The story of how gray wolves became today’s pet dog has received a new twist, with research suggesting that our furry companions arose from not just one population of wild ancestors, but two.
Dogs were the first animals to be domesticated by humans, an event believed to have happened between 15,000 and 30,000 years ago when humans lived as hunter-gatherers.
“Most other animals were domesticated after the advent of agriculture,” said Dr. Anders Bergström, first author of the research at the Francis Crick Institute. “I think it’s a very fascinating thing that humans in the ice age have come out and formed this relationship with this ferocious predator.”
But how the process occurred remains unclear.
“We don’t know where it happened, what was the human group that did this, if it happened once or several times and so on,” Bergström said. “So it remains one of the great mysteries of human prehistory.”

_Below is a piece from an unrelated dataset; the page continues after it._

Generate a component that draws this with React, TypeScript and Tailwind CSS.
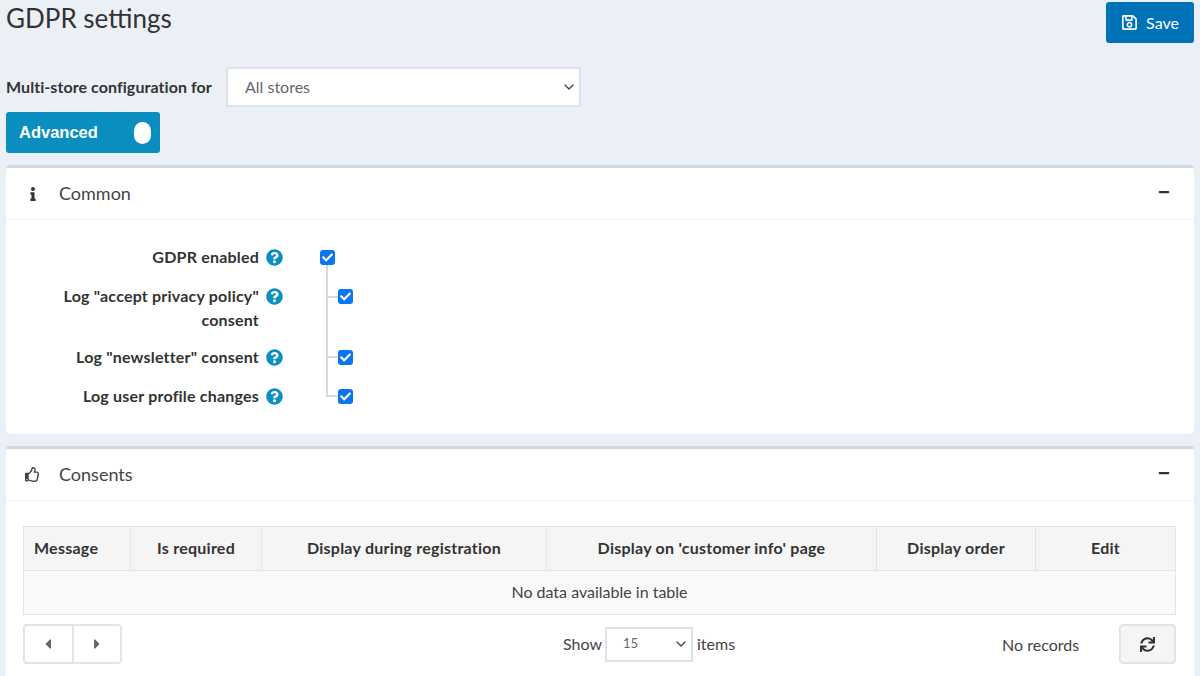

The latest study is not the first to investigate the puzzle. Among previous work, a recent study suggested that wolves were independently domesticated in Asia and Europe, but only the former contributed to the ancestry of modern dogs.
“A key finding of our study, by contrast, is that dogs have dual ancestry,” said Bergström.
Writing in the journal Nature, Bergström and colleagues report how they analyzed 72 genomes from ancient wolves that lived in Europe, Siberia and North America up to 100,000 years ago, 66 of which were sequenced for the first time. The team compared them with genomes from primitive and modern dogs.
The results reveal that, in general, the dogs are genetically more similar to the ancient Siberian wolves, although these are not direct ancestors.
“It basically suggests that the dogs would have been domesticated somewhere in Asia,” Bergström said, though he said it’s not possible to pinpoint the location precisely.
But while the ancestry of some of the earliest dogs, such as those from Siberia, the Americas, East Asia, and northeastern Europe, seemed to be rooted solely in the wolves of Asia, others, particularly those from Africa and the Middle East. , and to a much lesser extent in Europe, were found to have an additional genetic contribution from a population of western gray wolves.
“The largest number of this second source of ancestry is found in a 7,000-year-old ancient dog from Israel,” Bergström said.
Additionally, he said, the contributions of this western wolf population are seen in all modern dogs today, although it is higher in those from the Middle East and Africa, such as the Basenji breed.
But questions remain. “We still can’t say if there were two independent domestication events followed by the merging of those two populations, or if there was a single domestication process, followed by a mixture of wild wolves,” Bergström said, adding that there is still work to be done to pin down. The geographic origins of our canine companions.
“The search continues to narrow down exactly where the dogs come from,” he said.